→ **Data lines**:

----

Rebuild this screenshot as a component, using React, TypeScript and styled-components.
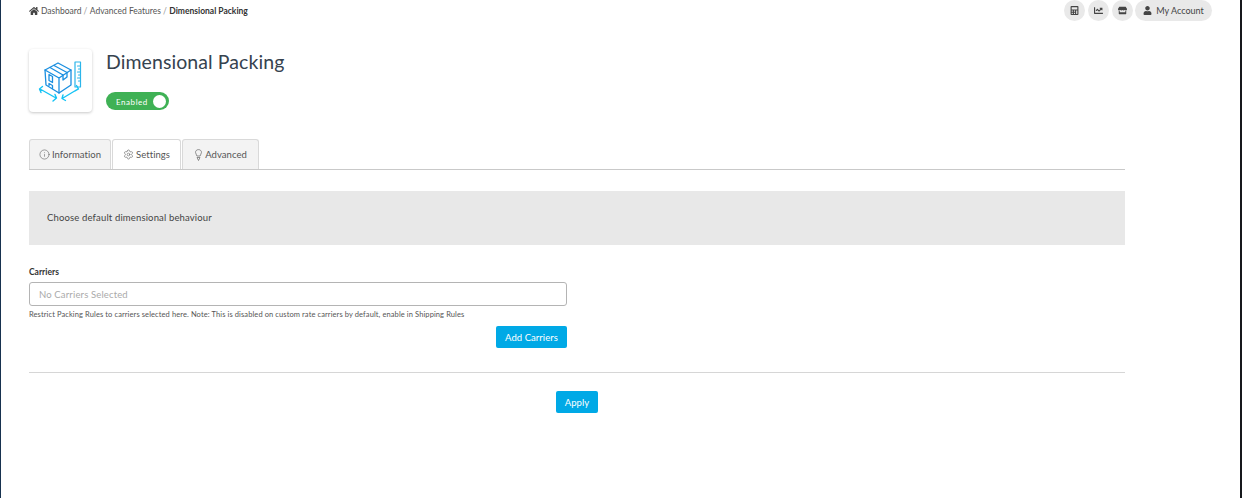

----

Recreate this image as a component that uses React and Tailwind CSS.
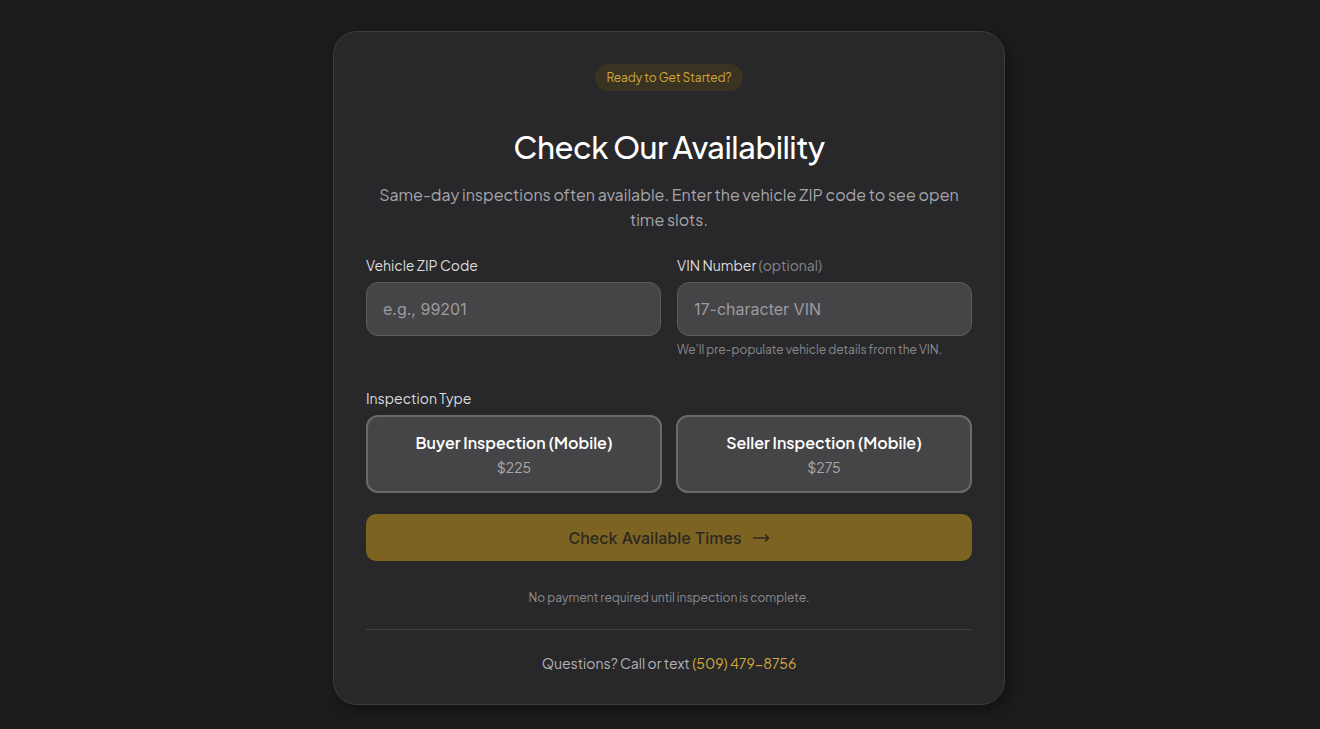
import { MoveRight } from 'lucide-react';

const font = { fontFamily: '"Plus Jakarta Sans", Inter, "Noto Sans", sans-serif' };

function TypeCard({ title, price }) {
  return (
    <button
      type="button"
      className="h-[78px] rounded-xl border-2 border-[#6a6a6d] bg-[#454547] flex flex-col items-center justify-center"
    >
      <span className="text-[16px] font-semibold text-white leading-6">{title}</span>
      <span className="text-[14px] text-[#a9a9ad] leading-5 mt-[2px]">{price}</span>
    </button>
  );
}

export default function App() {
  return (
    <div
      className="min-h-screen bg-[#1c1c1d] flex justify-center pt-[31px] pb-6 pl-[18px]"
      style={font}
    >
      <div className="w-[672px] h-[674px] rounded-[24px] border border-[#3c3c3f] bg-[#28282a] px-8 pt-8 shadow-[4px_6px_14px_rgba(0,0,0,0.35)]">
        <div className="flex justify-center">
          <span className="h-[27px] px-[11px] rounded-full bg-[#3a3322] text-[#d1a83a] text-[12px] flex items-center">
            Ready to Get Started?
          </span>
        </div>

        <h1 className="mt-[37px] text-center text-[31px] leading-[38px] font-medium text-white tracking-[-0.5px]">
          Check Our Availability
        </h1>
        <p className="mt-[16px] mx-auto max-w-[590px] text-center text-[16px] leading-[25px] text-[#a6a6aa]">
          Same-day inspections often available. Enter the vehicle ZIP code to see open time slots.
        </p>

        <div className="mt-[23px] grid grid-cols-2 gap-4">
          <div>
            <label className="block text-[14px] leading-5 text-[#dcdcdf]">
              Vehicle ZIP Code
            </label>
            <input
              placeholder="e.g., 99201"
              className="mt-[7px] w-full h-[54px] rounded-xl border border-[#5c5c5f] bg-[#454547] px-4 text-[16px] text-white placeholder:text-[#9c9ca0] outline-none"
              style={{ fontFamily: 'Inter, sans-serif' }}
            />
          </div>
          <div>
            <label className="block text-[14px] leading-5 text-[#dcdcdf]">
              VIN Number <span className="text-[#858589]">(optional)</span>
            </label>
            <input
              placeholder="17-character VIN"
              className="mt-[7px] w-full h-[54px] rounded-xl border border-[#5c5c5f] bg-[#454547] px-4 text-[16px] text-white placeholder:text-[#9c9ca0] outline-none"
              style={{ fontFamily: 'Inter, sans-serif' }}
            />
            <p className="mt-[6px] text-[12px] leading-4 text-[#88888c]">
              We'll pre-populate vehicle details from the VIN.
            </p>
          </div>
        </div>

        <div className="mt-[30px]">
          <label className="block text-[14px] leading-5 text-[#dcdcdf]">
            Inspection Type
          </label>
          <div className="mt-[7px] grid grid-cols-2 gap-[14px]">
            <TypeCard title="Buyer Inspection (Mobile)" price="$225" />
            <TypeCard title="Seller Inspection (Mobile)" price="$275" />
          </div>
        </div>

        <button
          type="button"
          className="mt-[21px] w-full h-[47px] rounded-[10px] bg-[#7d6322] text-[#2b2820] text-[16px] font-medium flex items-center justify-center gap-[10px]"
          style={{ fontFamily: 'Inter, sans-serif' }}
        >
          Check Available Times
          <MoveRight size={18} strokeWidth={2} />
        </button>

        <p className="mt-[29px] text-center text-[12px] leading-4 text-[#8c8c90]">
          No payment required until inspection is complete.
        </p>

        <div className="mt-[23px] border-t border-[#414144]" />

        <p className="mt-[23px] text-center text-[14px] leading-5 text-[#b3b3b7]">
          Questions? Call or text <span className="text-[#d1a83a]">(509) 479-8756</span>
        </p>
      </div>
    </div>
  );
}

----

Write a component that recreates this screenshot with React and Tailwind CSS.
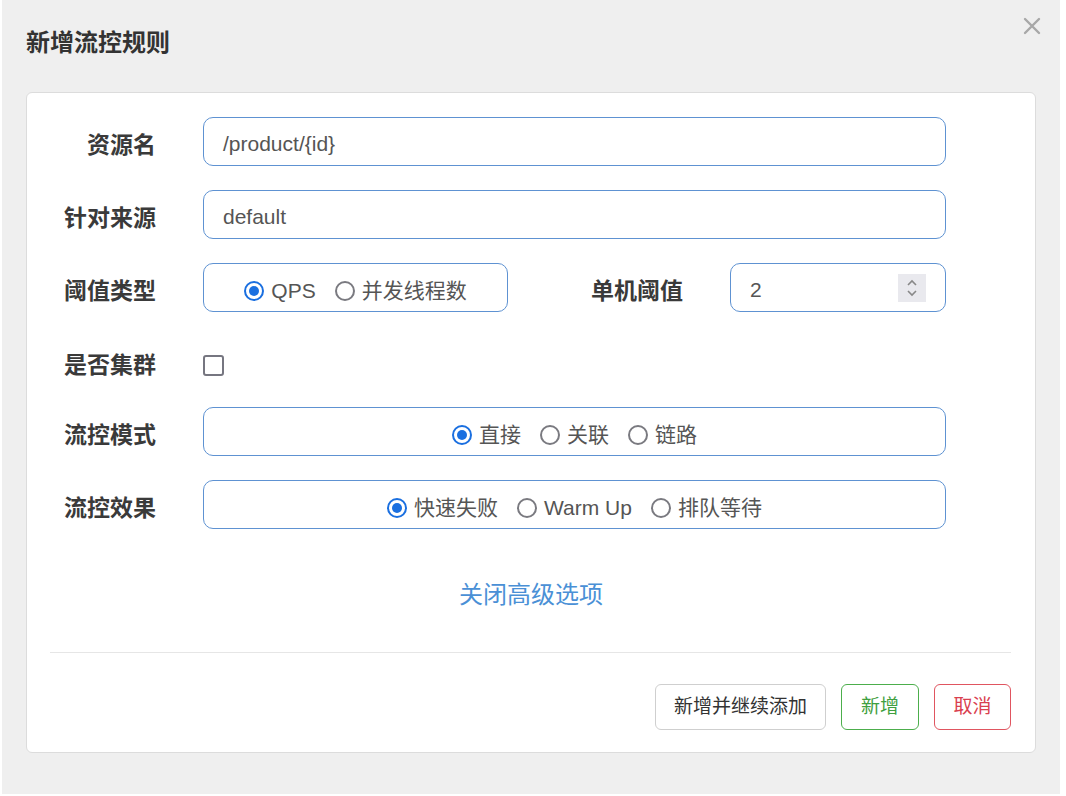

----

→ **Challenge**:
Search the listing for the word "component" and return each line that holds it.

→ **Result**:
Rebuild this screenshot as a component, using React, TypeScript and styled-components.
Recreate this image as a component that uses React and Tailwind CSS.
Write a component that recreates this screenshot with React and Tailwind CSS.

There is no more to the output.